1. Ignoring compensation
Salary plays a big role in a candidate’s decision to accept a job offer or even apply. If your company offers a competitive compensation plan, be sure to mention it. If your company offers a lower salary, talk about the other perks of joining the company such as benefits, culture, advancement opportunities or flexible schedules. While salary can be a major draw, culture and flexibility can be equally attractive to other candidates including millennials.
2. Forgetting to sell
This is where many employers drop the ball. You’re trying to sell your opportunity to a potential candidate. Don’t just use the same cookie cutter job posting that has been in place for 10 years. Get creative and stand out from the others! When creating the job posting, you’ll want to answer two questions:
- a. What will candidates love about the job?

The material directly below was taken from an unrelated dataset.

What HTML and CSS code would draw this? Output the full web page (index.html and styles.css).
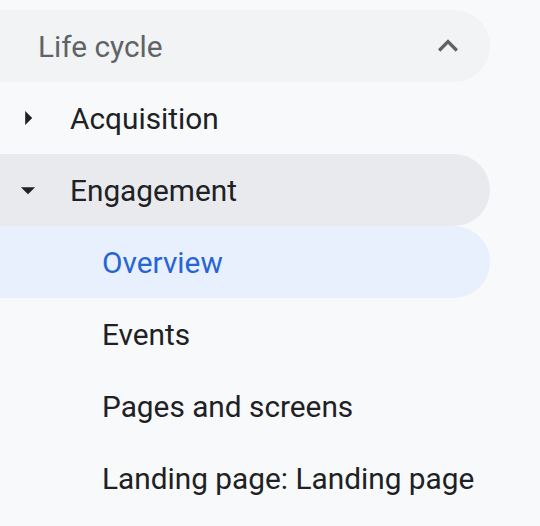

- b. What do employees love about your company?
3. Leaving out potential deal breakers
This ties in with my previous post under clear expectations. Lots of travel, straight commission, third shift and etc. All can be potential deal breakers for a candidate. Don’t waste your time or the candidate’s time. Make sure to communicate any deal breakers as it could be a factor into a candidate’s decision to apply for the job.
4. Making promises you can’t keep
“Pay increase after 90 days” or “weekly bonuses” are great examples of promises you may not be able to keep. If you hire someone but they aren’t exactly a rock star and you can’t quite bring yourself to fire them, do you really want to give the person a pay increase? Probably not. But if it’s in writing, they will hold you liable to it. Be sure to mention there is potential for those opportunities and don’t make it a guarantee or promise.
You may not realize you’re doing it but mentioning “seeking recent college graduates” or “young and energetic” can be construed as discrimination. Any mention of age, race, sex, national origin, disability or religion can be considered an act of discrimination.